Dilihat dari sumber-sumber sejarah yang ada, banyak bantuan-bantuan dari pemerintah dalam kebijakan cultuurstelsel ini seperti yang telah dipaparkan di atas. Namun, menurut Geertz adanya suatu sifat masyarakat yang ia sebut dengan “enggan menanggung risiko”. Masyarakat Jawa menurutnya enggan menerima suatu budaya baru (padahal baik), hingga berdampak “penyebaran kemiskinan” pada masyarakat. Namun teori ini mendapat kritikan bahwa bagaimana bisa dengan mudahnya ajaran Hindu-Buddha dan yang lainnya masuk ke nusantara.

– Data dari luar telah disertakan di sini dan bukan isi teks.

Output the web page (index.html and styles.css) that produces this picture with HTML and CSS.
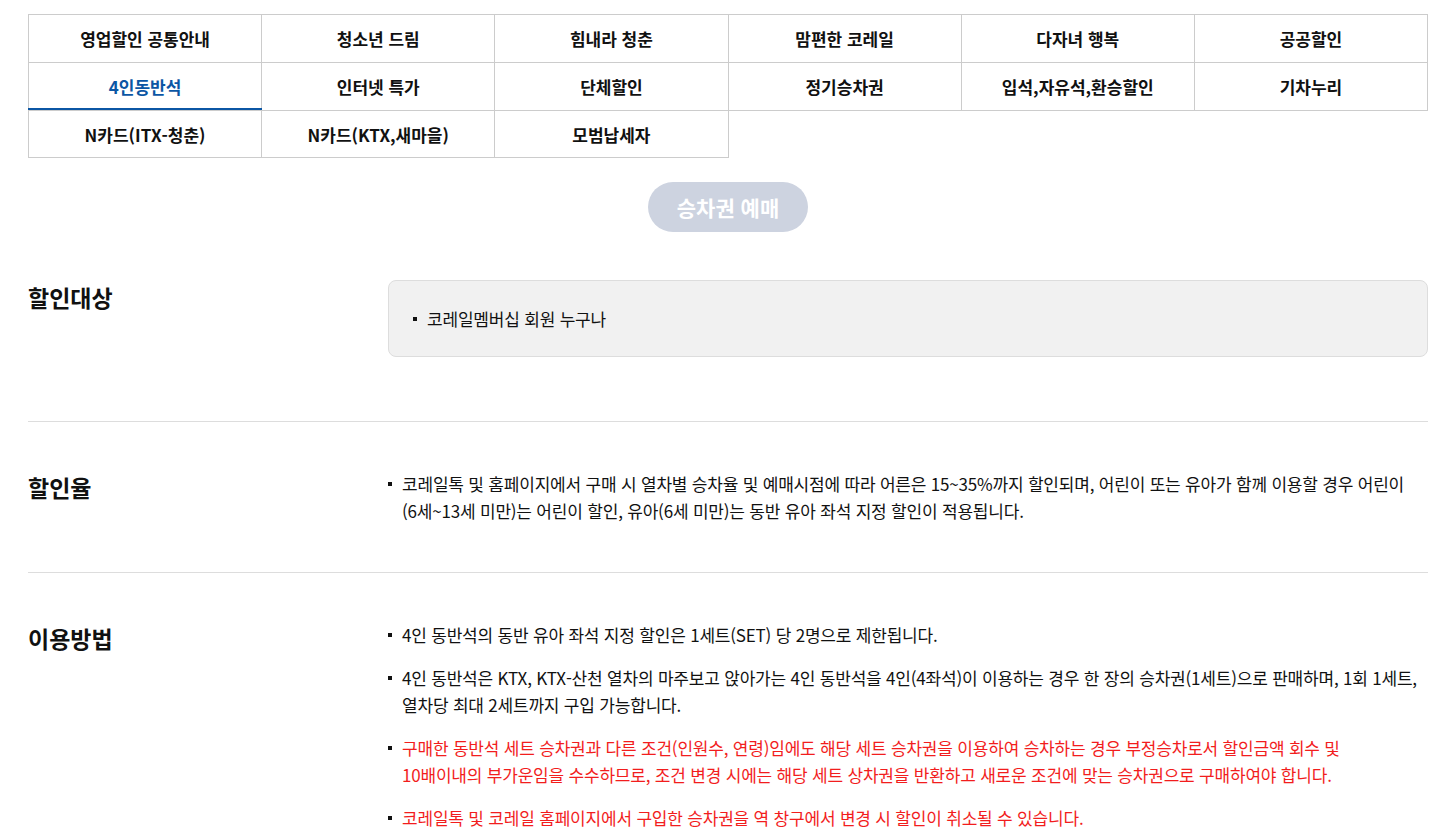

Fasseur dan Elson melihat satu sisi lain dari kebijakan cultuurstelsel. Mereka melihat bahwa cultuurstelsel mampu menyejahterakan rakyat. Hal ini dilihat dari peningkatan ekspor Hindia Belanda serta jumlah uang yang beredar di masyarakat. Bahkan disebutkan sebagai zaman keemasan masyarakat pribumi karena dapat melunasi dengan cepat hutang-hutang Belanda. Elson menambahkan, cultuurstelsel memberikan inspirasi kepada penduduk pribumi untuk meningkatkan kesejahteraannya dengan mengubah pola tanam padi ke tebu dan memacu terbukanya lapangan kerja di luar pertanian dan munculnya pekerja bebas yang tidak terkait dengan sistem tradisional.
Knight setuju dengan meningkatnya komoditas ekspor, namun ia tidak setuju cultuurstelsel menyejahterakan rakyat. Menurutnya, kalangan yang memeroleh keuntungan hanyalah sampai ke mandor dan planter, lebih dari 75% keuangan beredar di kalangan atas, tidak menyentuh ke rakyat pada umumnya. Ia menambahkan, perubahan pola tanam dari padi ke tebu pada dasarnya tidak ada pilihan lain agar tetap mempertahankan kehidupan subsisten mereka.
James Scott mengatakan salah satu penyebab mengapa orang-orang Asia Tenggara tetap para petaninya subsisten karena masalah “ekonomi moral”. Hampir sama dengan teori “enggan menaggung risiko” Geertz, Scott melihat bahwa para petani tidak seperti enterpreuner yang mencari peluang. Justru sebaliknya, istilah yang masih sering terdengar, “dahulukan selamat”, “cari aman” adalah moral petani yang dimiliki Jawa.
Kebijakan cultuurstelsel pada kenyataannya bagi penduduk pribumi berdampak negatif. Apalagi misalkan ada pembukuan mandor yang dilebihkan (menguntungkan) atau paksaan bekerja untuk mencapai hasil produksi yang diinginkan. Para pakar cenderung menulis sejarah dari atas (history from above), tidak seperti yang dikemukakan Mark Bloch yakni history from bellow. Jadi ada kecenderungan para peneliti keliru dalam mendapatkan informasi yang mereka terima.